Can you relate to a client’s journey “home”?

Jill [not her real name] had just returned from a week-long cross country visit with her parents. It had triggered conflicting emotions. While she dearly loved her mother, returning to an old environment of being controlled turned her tummy into knots as IBS flared up.

“Now Jill, you ought to ….” “Taste just one bite of this delicious cookie …” “Don’t you remember how much that used to upset your father?”

A typical casualty of these trips was her fitness program – stretching, meditation before breakfast and a walk/jog in the late afternoon. All of this seemed to go up in smoke during her visit home.

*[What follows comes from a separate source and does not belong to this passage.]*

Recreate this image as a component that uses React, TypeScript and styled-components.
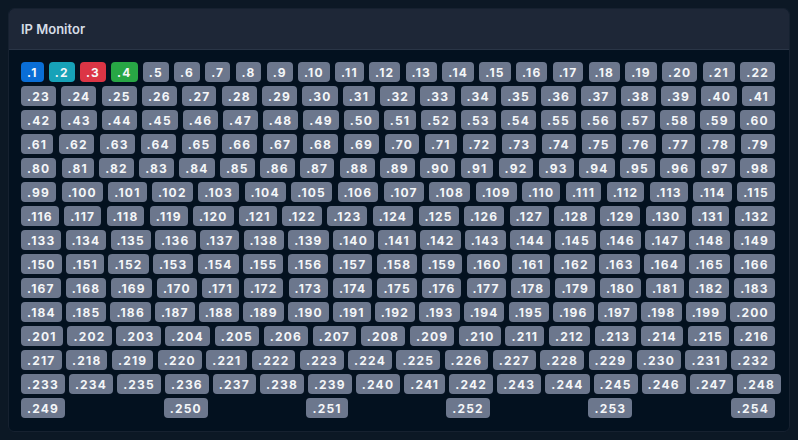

Yet the most recent visit had been different. No, she had not been able to meditate or exercise during that week, yet Jill had found the resolve to confront her mother – gently but firmly.

“No Mum, that doesn’t work for me.” “I’m sure they are delicious but I’m not eating cookies at the moment.” “I need some time alone right now.”

During our session together Jill criticized herself for not continuing her exercise program [Healthy Body Petal] and only briefly acknowledged the power of standing up to her mother by listening to her own, inner parent [personal boundaries/Peaceful Mind Petal ].

Here’s the thing: Being happy and living a healthy lifestyle are not limited to eating right and exercising. From a holistic perspective, wellness incorporates body, mind, spirit and emotions, and any time you grow in one area, you are surely growing and moving toward your goals in other areas.

Can that be enough?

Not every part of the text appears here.